Starting Nmap ( http://nmap.org )
SENT (0.0130s) ICMP krad > scanme echo request (type=8/code=0) ttl=52 id=1829
SENT (0.0160s) TCP krad:63541 > scanme:80 A iplen=40 seq=91911070 ack=99850910
RCVD (0.0280s) ICMP scanme > krad echo reply (type=0/code=0) iplen=28
We got a ping packet back from scanme: id = 48821 seq = 714 checksum = 16000
massping done:  num_hosts: 1  num_responses: 1
Initiating SYN Stealth Scan against scanme.nmap.org (scanme) [3 ports] at 00:53
SENT (0.1340s) TCP krad:63517 > scanme:113 S iplen=40 seq=10438635
SENT (0.1370s) TCP krad:63517 > scanme:22 S iplen=40 seq=10438635
SENT (0.1400s) TCP krad:63517 > scanme:139 S iplen=40 seq=10438635
RCVD (0.1460s) TCP scanme:113 > krad:63517 RA iplen=40 seq=0 ack=10438636
RCVD (0.1510s) TCP scanme:22 > krad:63517 SA iplen=44 seq=75897108 ack=10438636
SENT (1.2550s) TCP krad:63518 > scanme:139 S iplen=40 seq=10373098 win=3072
The SYN Stealth Scan took 1.25s to scan 3 total ports.
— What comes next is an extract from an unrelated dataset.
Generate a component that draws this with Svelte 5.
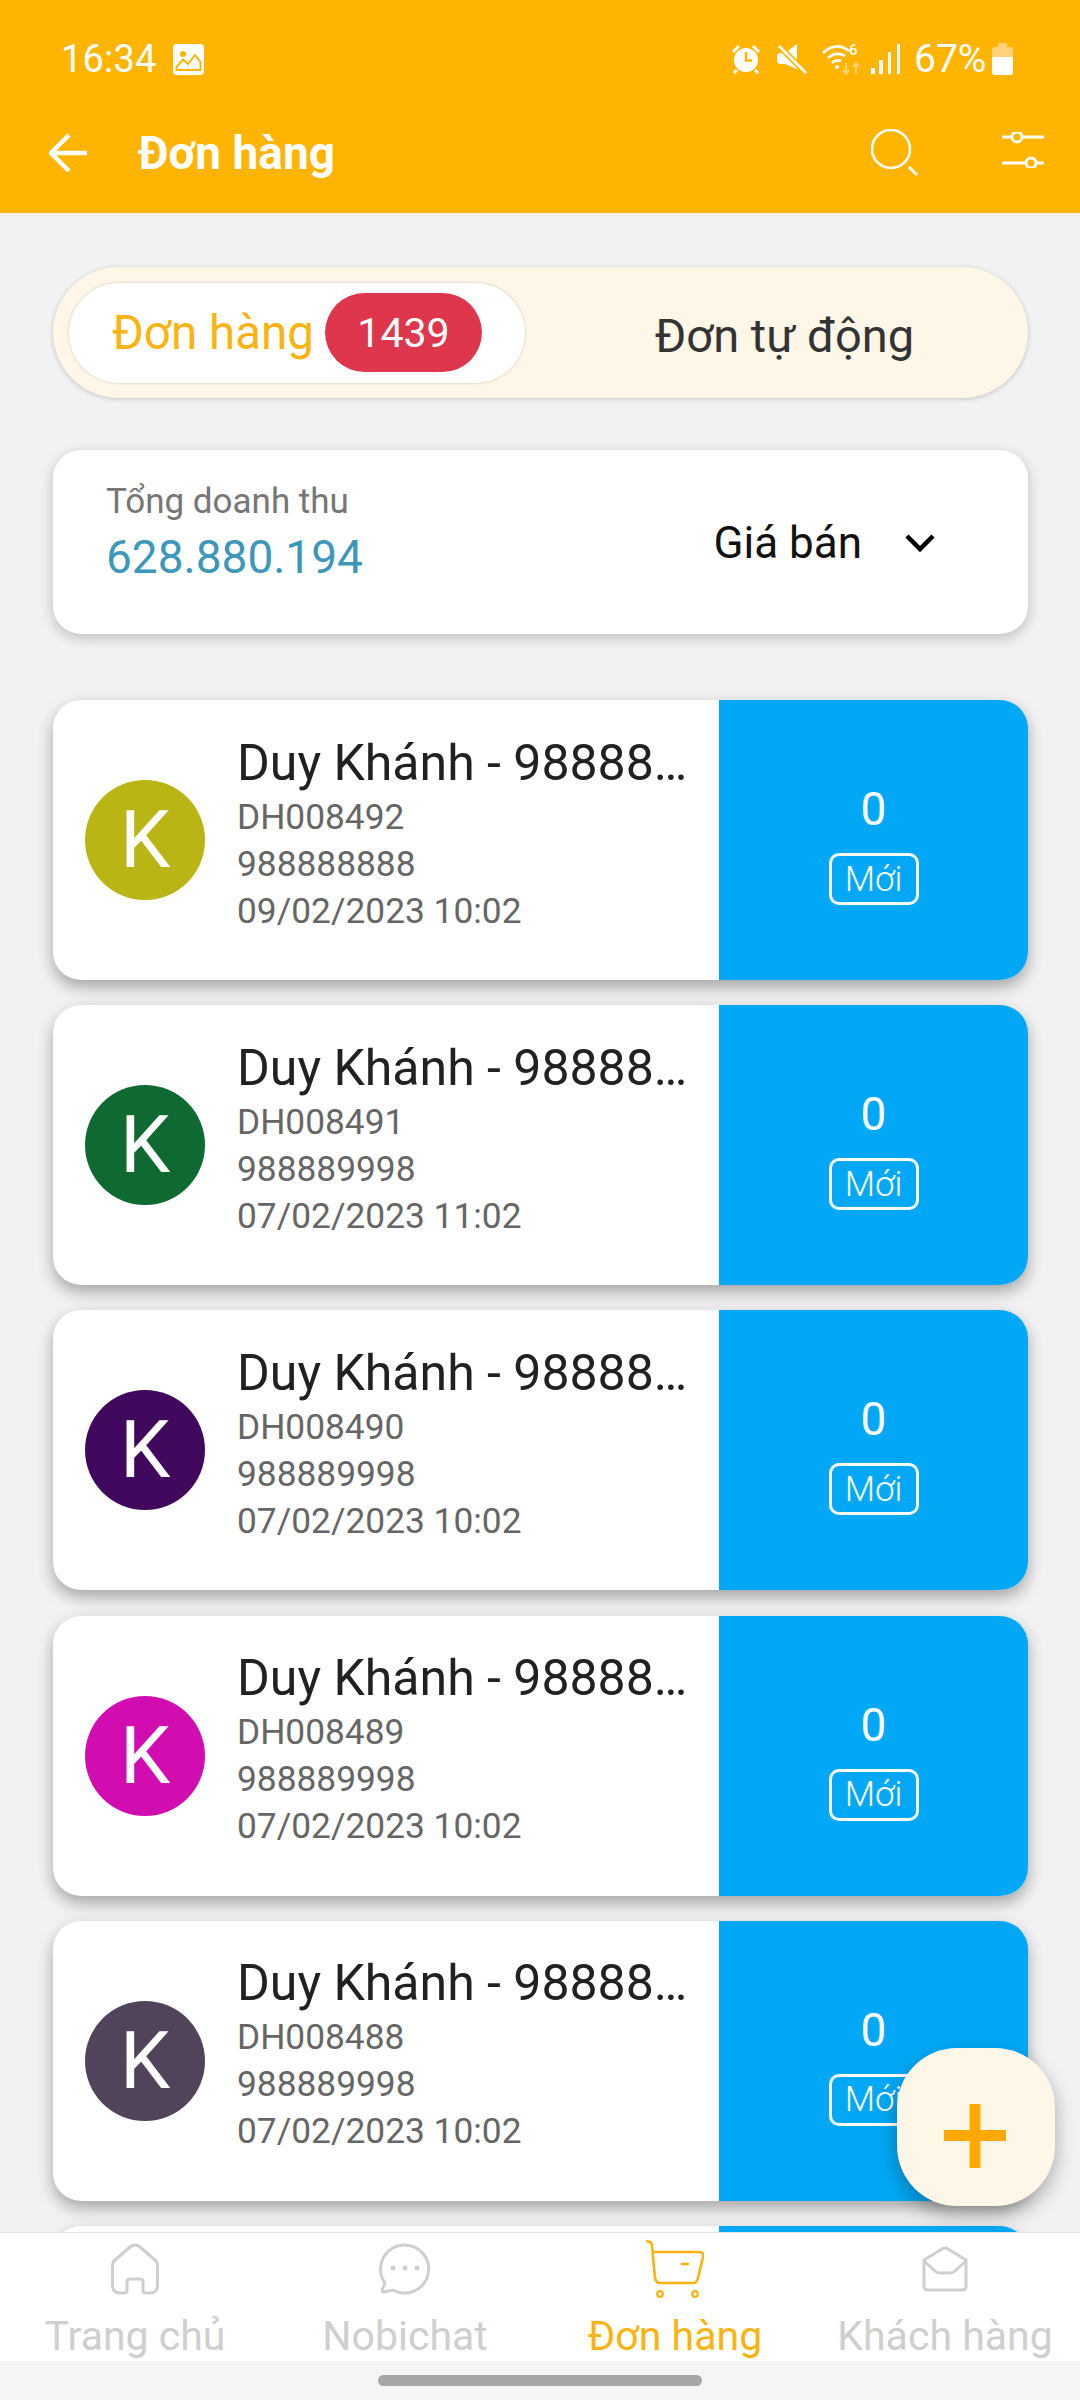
<script lang="ts">
	const orders = [
		{ code: 'DH008492', phone: '988888888', date: '09/02/2023 10:02', color: '#b8b514' },
		{ code: 'DH008491', phone: '988889998', date: '07/02/2023 11:02', color: '#0e6a31' },
		{ code: 'DH008490', phone: '988889998', date: '07/02/2023 10:02', color: '#41095e' },
		{ code: 'DH008489', phone: '988889998', date: '07/02/2023 10:02', color: '#d10daf' },
		{ code: 'DH008488', phone: '988889998', date: '07/02/2023 10:02', color: '#50435a' },
		{ code: 'DH008487', phone: '988889998', date: '07/02/2023 10:02', color: '#50435a' }
	];
</script>

<div class="screen">
	<header class="top">
		<div class="status">
			<span class="time">16:34</span>
			<svg class="pic" width="31" height="31" viewBox="0 0 31 31">
				<rect width="31" height="31" rx="4" fill="#fff" />
				<circle cx="10" cy="10" r="3" fill="#ffb400" />
				<path d="M3.5 26 V23 L10 15.5 L15 20 L22 11 L27.5 18 V26 Z" fill="none" stroke="#ffb400" stroke-width="2" />
			</svg>
			<div class="spacer"></div>
			<svg class="st" width="30" height="30" viewBox="0 0 30 30">
				<circle cx="15" cy="16" r="12" fill="#fff" />
				<path d="M15 8 V16.5 H21" fill="none" stroke="#ffb400" stroke-width="2.5" />
				<path d="M2 8 L8 2 M28 8 L22 2 M6 26 L3 29 M24 26 L27 29" stroke="#fff" stroke-width="3" />
			</svg>
			<svg class="st mute" width="32" height="32" viewBox="0 0 32 32">
				<path d="M1 13 Q1 10 5 10 H9 L21 1 V26 L9 21 H5 Q1 21 1 17 Z" fill="#fff" />
				<path d="M3 3 L30 30" stroke="#ffb400" stroke-width="6" />
				<path d="M3 3 L30 30" stroke="#fff" stroke-width="2.5" />
			</svg>
			<svg class="st wifi" width="40" height="32" viewBox="0 0 40 32">
				<path d="M1 10 Q14 -2 27 8 M6 15 Q14 8 23 13 M10 20 Q14 16 19 18" fill="none" stroke="#fff" stroke-width="2.6" />
				<circle cx="15" cy="24" r="2" fill="#fff" />
				<path d="M24 20 V31 M21 27 L24 31 L27 27 M34 31 V20 M31 24 L34 20 L37 24" fill="none" stroke="#ffd27a" stroke-width="2" />
				<text x="27" y="12" class="six">6</text>
			</svg>
			<svg class="st signal" width="29" height="30" viewBox="0 0 29 30">
				<rect x="0" y="24" width="4" height="6" fill="#fff" />
				<rect x="8" y="16" width="4" height="14" fill="#fff" />
				<rect x="17" y="8" width="3" height="22" fill="#fff" />
				<rect x="26" y="0" width="3" height="30" fill="#fff" />
			</svg>
			<span class="pct">67%</span>
			<svg class="batt" width="21" height="32" viewBox="0 0 21 32">
				<path d="M6 2 Q6 0 8 0 H13 Q15 0 15 2 V4 H18 Q21 4 21 7 V29 Q21 32 18 32 H3 Q0 32 0 29 V7 Q0 4 3 4 H6 Z" fill="#ffd27a" />
				<path d="M0 14 H21 V29 Q21 32 18 32 H3 Q0 32 0 29 Z" fill="#fff" />
			</svg>
		</div>
		<div class="bar">
			<svg class="back" width="40" height="40" viewBox="0 0 40 40">
				<path d="M38 20 H3 M20 2 L2 20 L20 38" fill="none" stroke="#fff" stroke-width="4.5" />
			</svg>
			<h1>Đơn hàng</h1>
			<svg class="search" width="48" height="48" viewBox="0 0 48 48">
				<circle cx="20" cy="20" r="19" fill="none" stroke="#fff" stroke-width="2.6" />
				<path d="M38 38 L46 46" stroke="#fff" stroke-width="3" />
			</svg>
			<svg class="tune" width="42" height="36" viewBox="0 0 42 36">
				<path d="M0 5 H10 M20 5 H42 M0 31 H24 M34 31 H42" stroke="#fff" stroke-width="3" />
				<circle cx="15" cy="5" r="5" fill="none" stroke="#fff" stroke-width="3" />
				<circle cx="29" cy="31" r="5" fill="none" stroke="#fff" stroke-width="3" />
			</svg>
		</div>
	</header>

	<main class="content">
		<div class="tabs">
			<div class="tab-on">
				<span>Đơn hàng</span>
				<span class="count">1439</span>
			</div>
			<div class="tab-off">Đơn tự động</div>
		</div>

		<section class="summary">
			<div>
				<div class="sum-label">Tổng doanh thu</div>
				<div class="sum-value">628.880.194</div>
			</div>
			<div class="price">
				<span>Giá bán</span>
				<svg width="32" height="20" viewBox="0 0 32 20">
					<path d="M3 3 L16 16 L29 3" fill="none" stroke="#000" stroke-width="4.5" />
				</svg>
			</div>
		</section>

		<div class="list">
			{#each orders as o}
				<article class="card">
					<div class="info">
						<div class="avatar" style="background: {o.color}">K</div>
						<div class="lines">
							<div class="name">Duy Khánh - 988888888</div>
							<div class="sub">{o.code}</div>
							<div class="sub">{o.phone}</div>
							<div class="sub">{o.date}</div>
						</div>
					</div>
					<div class="state">
						<div class="num">0</div>
						<div class="tag">Mới</div>
					</div>
				</article>
			{/each}
		</div>

		<button class="fab" aria-label="Thêm">
			<svg width="62" height="64" viewBox="0 0 62 64">
				<path d="M0 31.500 H62 M31 0 V64" stroke="#ffa900" stroke-width="11" />
			</svg>
		</button>
	</main>

	<nav class="nav">
		<div class="item">
			<svg width="48" height="52" viewBox="0 0 48 52">
				<path d="M24 2 Q21.500 2 19 4 L4 17 Q1.500 19 1.500 23 V42 Q1.500 50 9 50 H13 Q16 50 16 47 V39 Q16 36 19 36 H29 Q32 36 32 39 V47 Q32 50 35 50 H39 Q46.500 50 46.500 42 V23 Q46.500 19 44 17 L29 4 Q26.500 2 24 2 Z" fill="none" stroke="#cfcfcf" stroke-width="3" />
			</svg>
			<span>Trang chủ</span>
		</div>
		<div class="item">
			<svg width="52" height="52" viewBox="0 0 52 52">
				<path d="M26 2 A24 24 0 1 1 14 47 L5 49 Q2.500 49 3.500 46 L6 40 A24 24 0 0 1 26 2 Z" fill="none" stroke="#cfcfcf" stroke-width="3" />
				<circle cx="14" cy="25" r="2.500" fill="#cfcfcf" />
				<circle cx="26" cy="25" r="2.500" fill="#cfcfcf" />
				<circle cx="38" cy="25" r="2.500" fill="#cfcfcf" />
			</svg>
			<span>Nobichat</span>
		</div>
		<div class="item active">
			<svg width="58" height="58" viewBox="0 0 58 58">
				<path d="M0 1 L4 2 Q6 3 6 6 L9 38 Q10 43 14 43 H47 Q51 43 52 38 L57 17 Q58 12 53 12 H6" fill="none" stroke="#f9b312" stroke-width="2.600" />
				<path d="M35 24 H43" stroke="#f9b312" stroke-width="2.600" />
				<circle cx="14" cy="54" r="2.800" fill="none" stroke="#f9b312" stroke-width="2.200" />
				<circle cx="49" cy="54" r="2.800" fill="none" stroke="#f9b312" stroke-width="2.200" />
			</svg>
			<span>Đơn hàng</span>
		</div>
		<div class="item">
			<svg width="46" height="46" viewBox="0 0 46 46">
				<path d="M2 14 L20 3 Q23 1 26 3 L44 14 V40 Q44 44 40 44 H6 Q2 44 2 40 Z" fill="none" stroke="#cfcfcf" stroke-width="3" />
				<path d="M2 15 L13 25 Q15 27 18 27 H28 Q31 27 33 25 L44 15" fill="none" stroke="#cfcfcf" stroke-width="3" />
			</svg>
			<span>Khách hàng</span>
		</div>
	</nav>
	<div class="home"><div class="pill"></div></div>
</div>

<style>
	:global(body) {
		margin: 0;
	}
	.screen {
		width: 1080px;
		height: 2400px;
		display: flex;
		flex-direction: column;
		background: #f2f2f2;
		font-family: Roboto, "Noto Sans", sans-serif;
		overflow: hidden;
	}
	.top {
		height: 213px;
		flex: none;
		background: #ffb400;
		color: #fff;
		box-sizing: border-box;
		padding-top: 40px;
	}
	.status {
		height: 38px;
		display: flex;
		align-items: center;
		padding: 0 67px 0 61px;
	}
	.time {
		font-size: 38px;
		width: 112px;
		letter-spacing: 0.2px;
	}
	.spacer {
		flex: 1;
	}
	.st {
		flex: none;
	}
	.mute {
		margin-left: 15px;
	}
	.wifi {
		margin-left: 14px;
	}
	.wifi .six {
		font-size: 15px;
		font-weight: 500;
		fill: #fff;
	}
	.signal {
		margin-left: 9px;
	}
	.pct {
		font-size: 39px;
		margin-left: 14px;
		width: 78px;
	}
	.batt {
		flex: none;
	}
	.bar {
		display: flex;
		align-items: center;
		height: 60px;
		margin-top: 45px;
		padding: 0 36px 0 49px;
	}
	.back {
		flex: none;
		margin-right: 49px;
	}
	h1 {
		flex: 1;
		margin: 0;
		font-size: 46px;
		font-weight: 700;
	}
	.search {
		flex: none;
		margin-right: 83px;
	}
	.tune {
		flex: none;
		margin-bottom: 6px;
	}
	.content {
		flex: 1;
		min-height: 0;
		position: relative;
		padding: 54px 52px 0 53px;
		overflow: hidden;
	}
	.tabs {
		height: 131px;
		box-sizing: border-box;
		padding: 16px;
		display: flex;
		align-items: center;
		background: #fef6e6;
		border-radius: 66px;
		box-shadow: 0 1px 5px rgba(0, 0, 0, 0.2);
	}
	.tab-on {
		width: 456px;
		height: 100px;
		box-sizing: border-box;
		flex: none;
		display: flex;
		align-items: center;
		padding-left: 43px;
		gap: 11px;
		background: #fff;
		border-radius: 50px;
		box-shadow: 0 0 3px rgba(0, 0, 0, 0.2);
		font-size: 47.5px;
		color: #f9b312;
	}
	.count {
		width: 157px;
		height: 79px;
		display: flex;
		align-items: center;
		justify-content: center;
		background: #de364d;
		border-radius: 40px;
		color: #fff;
		font-size: 41px;
	}
	.tab-off {
		flex: 1;
		text-align: center;
		font-size: 47px;
		color: #333;
		padding-left: 32px;
		padding-top: 6px;
	}
	.summary {
		height: 184px;
		margin-top: 52px;
		box-sizing: border-box;
		padding: 30px 92px 0 53px;
		display: flex;
		justify-content: space-between;
		background: #fff;
		border-radius: 28px;
		box-shadow: 0 4px 14px rgba(0, 0, 0, 0.22);
	}
	.sum-label {
		font-size: 35px;
		line-height: 44px;
		color: #767676;
	}
	.sum-value {
		font-size: 46px;
		line-height: 56px;
		margin-top: 5px;
		color: #3d97b8;
	}
	.price {
		display: flex;
		align-items: center;
		height: 62px;
		margin-top: 32px;
		gap: 42px;
		font-size: 44px;
		color: #111;
	}
	.list {
		margin-top: 66px;
		display: flex;
		flex-direction: column;
		gap: 25.2px;
	}
	.card {
		height: 280px;
		flex: none;
		display: flex;
		background: #fff;
		border-radius: 28px;
		box-shadow: 0 7px 16px rgba(0, 0, 0, 0.32);
		overflow: hidden;
	}
	.info {
		width: 666px;
		flex: none;
		box-sizing: border-box;
		display: flex;
		align-items: center;
		padding-left: 32px;
		gap: 32px;
	}
	.avatar {
		width: 120px;
		height: 120px;
		flex: none;
		margin-top: 0;
		border-radius: 50%;
		color: #fff;
		font-size: 80px;
		font-weight: 400;
		display: flex;
		align-items: center;
		justify-content: center;
	}
	.lines {
		width: 460px;
		padding-bottom: 12px;
	}
	.name {
		font-size: 50px;
		line-height: 58px;
		color: #212121;
		white-space: nowrap;
		overflow: hidden;
		text-overflow: ellipsis;
		margin-bottom: 2px;
	}
	.sub {
		font-size: 35.3px;
		line-height: 47px;
		color: #666;
	}
	.state {
		flex: 1;
		background: #02a8f5;
		color: #fff;
		display: flex;
		flex-direction: column;
		align-items: center;
		padding-top: 81px;
	}
	.num {
		font-size: 46px;
		line-height: 56px;
		font-weight: 400;
	}
	.tag {
		margin-top: 16px;
		width: 90px;
		height: 52px;
		box-sizing: border-box;
		border: 3px solid #fff;
		border-radius: 10px;
		display: flex;
		align-items: center;
		justify-content: center;
		font-size: 35px;
		font-weight: 300;
	}
	.fab {
		position: absolute;
		left: 897px;
		top: 1835px;
		width: 158px;
		height: 158px;
		border: none;
		padding: 18px 3px 0 0;
		box-sizing: border-box;
		display: flex;
		align-items: center;
		justify-content: center;
		background: #fef6e6;
		border-radius: 60px;
		box-shadow: 0 8px 20px rgba(0, 0, 0, 0.3);
	}
	.nav {
		height: 129px;
		flex: none;
		display: grid;
		grid-template-columns: repeat(4, 270px);
		background: #fff;
		border-top: 1px solid #e6e6e6;
		box-sizing: border-box;
	}
	.item {
		position: relative;
		display: flex;
		flex-direction: column;
		align-items: center;
		color: #cfcfcf;
		font-size: 41px;
		height: 128px;
	}
	.item svg {
		height: 66px;
		margin-top: 3px;
		flex: none;
	}
	.item span {
		line-height: 46px;
		margin-top: 11px;
	}
	.item.active {
		color: #f9b312;
	}
	.home {
		height: 39px;
		flex: none;
		background: #f5f5f5;
		display: flex;
		justify-content: center;
		padding-top: 14px;
		box-sizing: border-box;
	}
	.pill {
		width: 324px;
		height: 11px;
		border-radius: 6px;
		background: #a6a6a6;
	}
</style>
Nmap scan report for scanme.nmap.org (
22/tcp  open     ssh
113/tcp closed   auth
139/tcp filtered netbios-ssn

Nmap done: 1 IP address (1 host up) scanned in 1.40 seconds

SYN scan has long been called the stealth scan because it is subtler than TCP connect scan (discussed next), which was the most common scan type before Nmap was released. Despite that moniker, don't count on a default SYN scan slipping undetected through sensitive networks. Widely deployed intrusion detection systems and even personal firewalls are quite capable of detecting default SYN scans. More effective techniques for stealthy scanning are demonstrated in Chapter 10, Detecting and Subverting Firewalls and Intrusion Detection Systems.